**Material:**
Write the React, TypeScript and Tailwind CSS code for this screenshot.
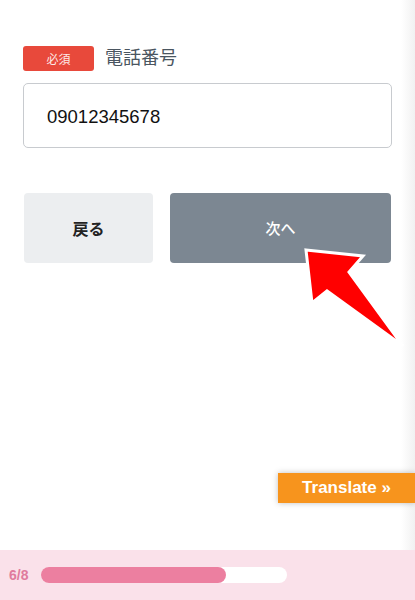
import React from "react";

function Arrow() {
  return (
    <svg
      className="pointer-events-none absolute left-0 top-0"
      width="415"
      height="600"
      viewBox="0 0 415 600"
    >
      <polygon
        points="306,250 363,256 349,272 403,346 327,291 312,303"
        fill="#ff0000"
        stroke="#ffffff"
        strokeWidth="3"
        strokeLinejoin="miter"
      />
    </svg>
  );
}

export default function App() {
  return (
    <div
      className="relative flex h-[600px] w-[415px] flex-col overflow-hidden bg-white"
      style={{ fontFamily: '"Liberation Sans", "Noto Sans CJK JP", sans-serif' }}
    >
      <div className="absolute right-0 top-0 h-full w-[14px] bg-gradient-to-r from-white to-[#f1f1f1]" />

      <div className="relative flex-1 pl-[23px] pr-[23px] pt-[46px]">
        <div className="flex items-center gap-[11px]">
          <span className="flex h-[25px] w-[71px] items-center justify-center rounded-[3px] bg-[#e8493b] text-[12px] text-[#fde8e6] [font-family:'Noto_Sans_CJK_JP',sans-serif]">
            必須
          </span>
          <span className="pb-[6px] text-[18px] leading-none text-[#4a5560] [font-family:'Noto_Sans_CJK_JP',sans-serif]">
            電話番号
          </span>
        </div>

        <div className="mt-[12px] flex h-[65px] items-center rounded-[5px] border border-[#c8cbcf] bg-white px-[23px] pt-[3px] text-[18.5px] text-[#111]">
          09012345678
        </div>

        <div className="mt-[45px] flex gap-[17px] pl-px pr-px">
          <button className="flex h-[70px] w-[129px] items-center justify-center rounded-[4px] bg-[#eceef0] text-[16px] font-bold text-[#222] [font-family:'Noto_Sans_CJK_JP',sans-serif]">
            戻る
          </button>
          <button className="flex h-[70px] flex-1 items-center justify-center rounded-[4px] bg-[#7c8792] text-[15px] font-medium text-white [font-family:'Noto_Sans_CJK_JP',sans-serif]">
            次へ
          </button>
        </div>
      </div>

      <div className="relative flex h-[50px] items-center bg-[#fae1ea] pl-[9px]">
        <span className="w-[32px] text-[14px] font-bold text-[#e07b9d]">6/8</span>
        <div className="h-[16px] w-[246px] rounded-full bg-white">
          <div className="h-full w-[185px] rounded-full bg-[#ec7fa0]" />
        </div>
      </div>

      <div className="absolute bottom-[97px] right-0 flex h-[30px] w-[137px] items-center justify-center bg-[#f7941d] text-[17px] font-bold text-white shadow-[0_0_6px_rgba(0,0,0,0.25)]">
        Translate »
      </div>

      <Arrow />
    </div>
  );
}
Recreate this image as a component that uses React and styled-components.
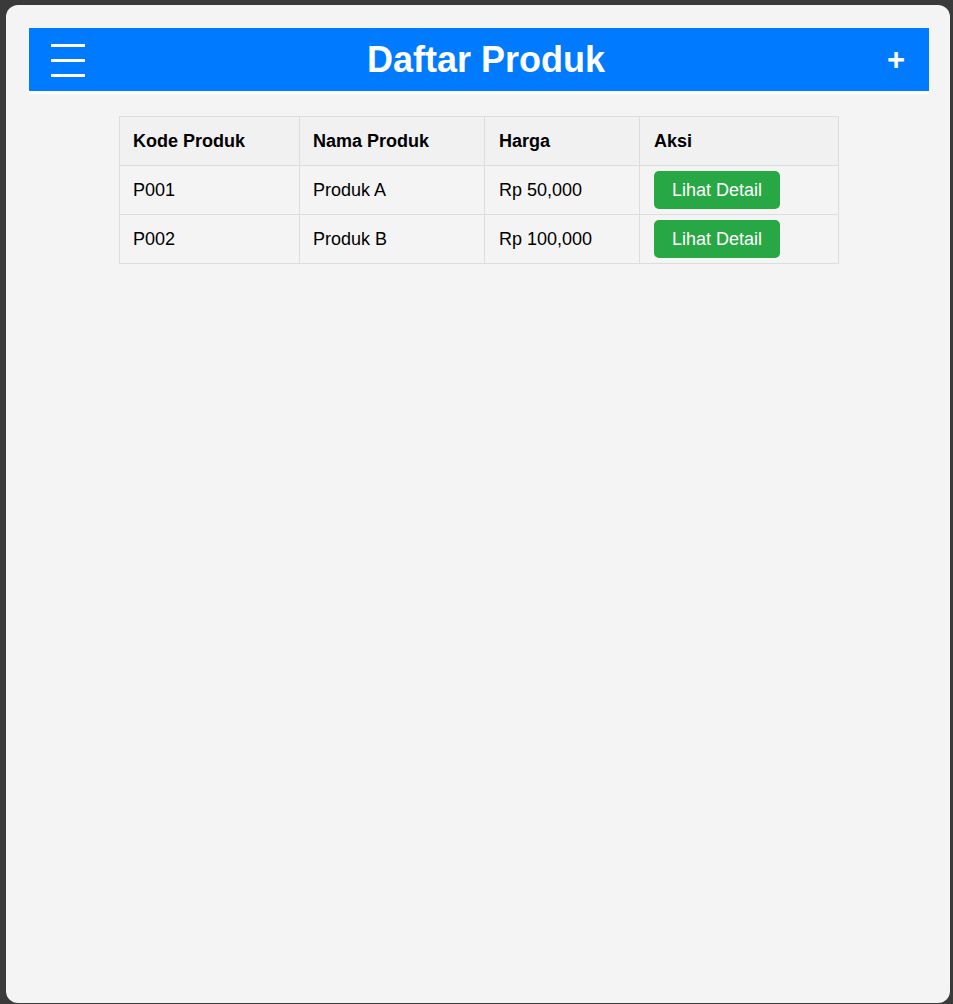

**The task:** Copy nothing but the lines from the top of the material through the line holding "import React from", exactly as written; omit pictures.

**Result:**
Write the React, TypeScript and Tailwind CSS code for this screenshot.
import React from "react";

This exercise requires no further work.